With that we have a complete function for parsing the vast majority of gapless content. Edge cases certainly abound though, so caution is recommended before using similar code in production.

Appendix C: On Garbage Collection

Memory belonging to SourceBuffer instances is actively garbage collected according to content type, platform specific limits, and the current play position. In Chrome, memory will first be reclaimed from already played buffers. However, if memory usage exceeds platform specific limits, it will remove memory from unplayed buffers.

When playback reaches a gap in the timeline due to reclaimed memory it may glitch if the gap is small enough or stall completely if the gap is too large. Neither is a great user experience, so it's important to avoid appending too much data at once and to manually remove ranges from the media timeline that are no longer necessary.

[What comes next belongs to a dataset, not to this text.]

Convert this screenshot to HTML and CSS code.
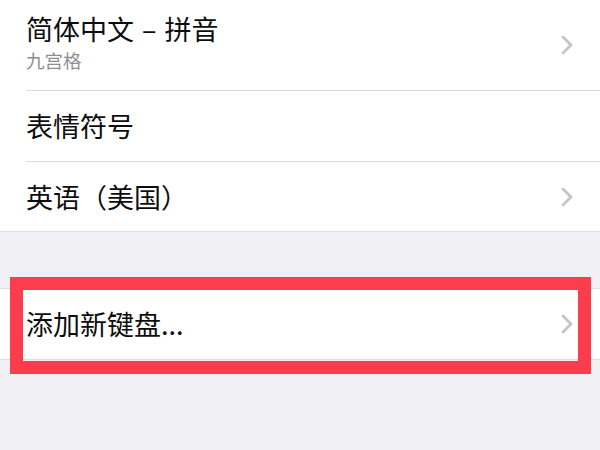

Ranges can be removed via the remove() method on each SourceBuffer; which takes a [start, end] range in seconds. Similar to appendBuffer(), each remove() will fire an updateend event once it completes. Other removes or appends should not be issued until the event fires.

On desktop Chrome, you can keep approximately 12 megabytes of audio content and 150 megabytes of video content in memory at once. You should not rely on these values across browsers or platforms; e.g., they are most certainly not representative of mobile devices.

Garbage collection only impacts data added to SourceBuffers; there are no limits on how much data you can keep buffered in JavaScript variables. You may also reappend the same data in the same position if necessary.